▸ **WHAT IS BEING ASKED**: Filter the data for lines with the word "this", then copy every line so identified.

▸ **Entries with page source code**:
____

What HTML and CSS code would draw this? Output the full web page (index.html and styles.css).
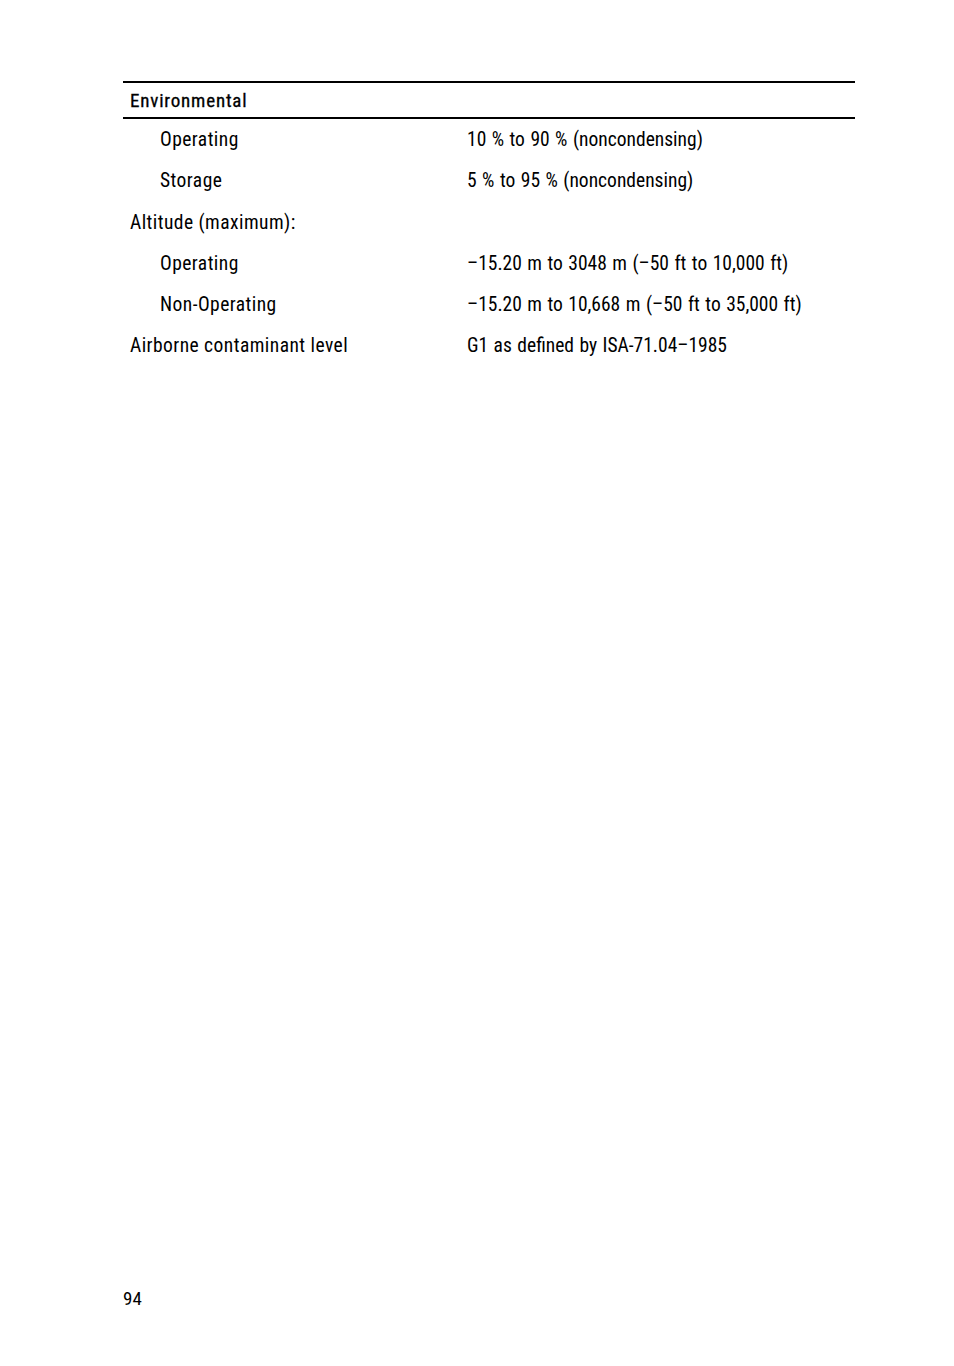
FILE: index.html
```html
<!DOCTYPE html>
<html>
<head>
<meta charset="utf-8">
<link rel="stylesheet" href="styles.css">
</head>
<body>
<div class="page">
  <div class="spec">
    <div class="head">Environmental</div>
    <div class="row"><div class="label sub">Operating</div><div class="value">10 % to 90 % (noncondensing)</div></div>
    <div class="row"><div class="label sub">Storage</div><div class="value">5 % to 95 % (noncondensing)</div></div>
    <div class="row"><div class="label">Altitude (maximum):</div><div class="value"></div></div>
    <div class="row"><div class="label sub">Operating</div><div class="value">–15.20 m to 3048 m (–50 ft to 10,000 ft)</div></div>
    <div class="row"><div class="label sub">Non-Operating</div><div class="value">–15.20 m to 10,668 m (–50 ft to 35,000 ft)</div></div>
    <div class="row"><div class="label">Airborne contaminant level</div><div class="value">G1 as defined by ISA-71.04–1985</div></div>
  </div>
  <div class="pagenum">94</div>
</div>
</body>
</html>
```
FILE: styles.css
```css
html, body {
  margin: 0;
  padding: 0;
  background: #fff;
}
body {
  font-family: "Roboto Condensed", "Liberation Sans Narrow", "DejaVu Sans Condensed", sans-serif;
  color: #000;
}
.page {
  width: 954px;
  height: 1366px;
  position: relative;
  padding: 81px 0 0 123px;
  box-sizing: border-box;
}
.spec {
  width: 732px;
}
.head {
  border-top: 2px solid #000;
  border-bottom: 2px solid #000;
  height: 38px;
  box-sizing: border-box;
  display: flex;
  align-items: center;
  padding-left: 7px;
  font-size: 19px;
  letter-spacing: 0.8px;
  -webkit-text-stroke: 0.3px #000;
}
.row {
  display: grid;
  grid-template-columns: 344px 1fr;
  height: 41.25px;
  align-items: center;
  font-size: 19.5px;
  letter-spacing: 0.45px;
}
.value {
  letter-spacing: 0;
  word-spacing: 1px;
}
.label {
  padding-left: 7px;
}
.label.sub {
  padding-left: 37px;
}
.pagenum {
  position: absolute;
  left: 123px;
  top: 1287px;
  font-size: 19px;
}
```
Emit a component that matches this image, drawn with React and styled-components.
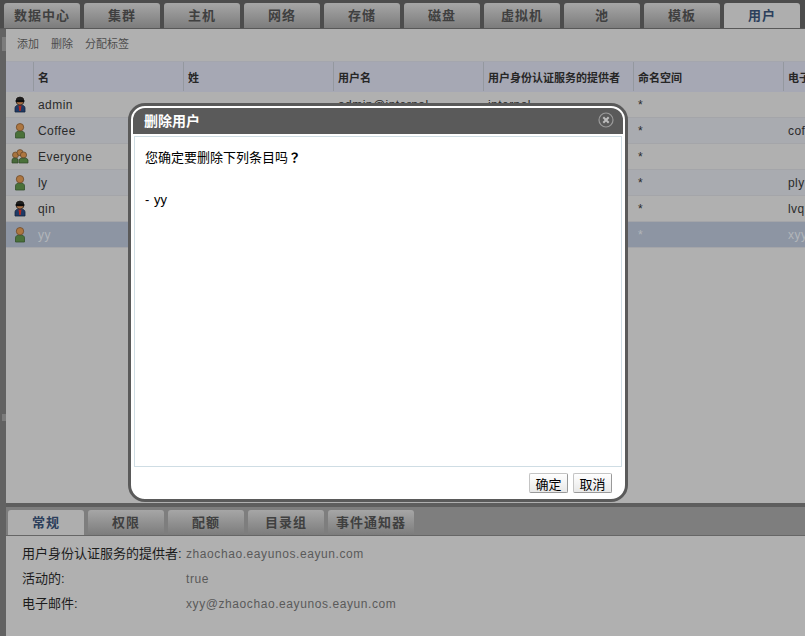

____

▸ **RESULT**:
What HTML and CSS code would draw this? Output the full web page (index.html and styles.css).
Emit a component that matches this image, drawn with React and styled-components.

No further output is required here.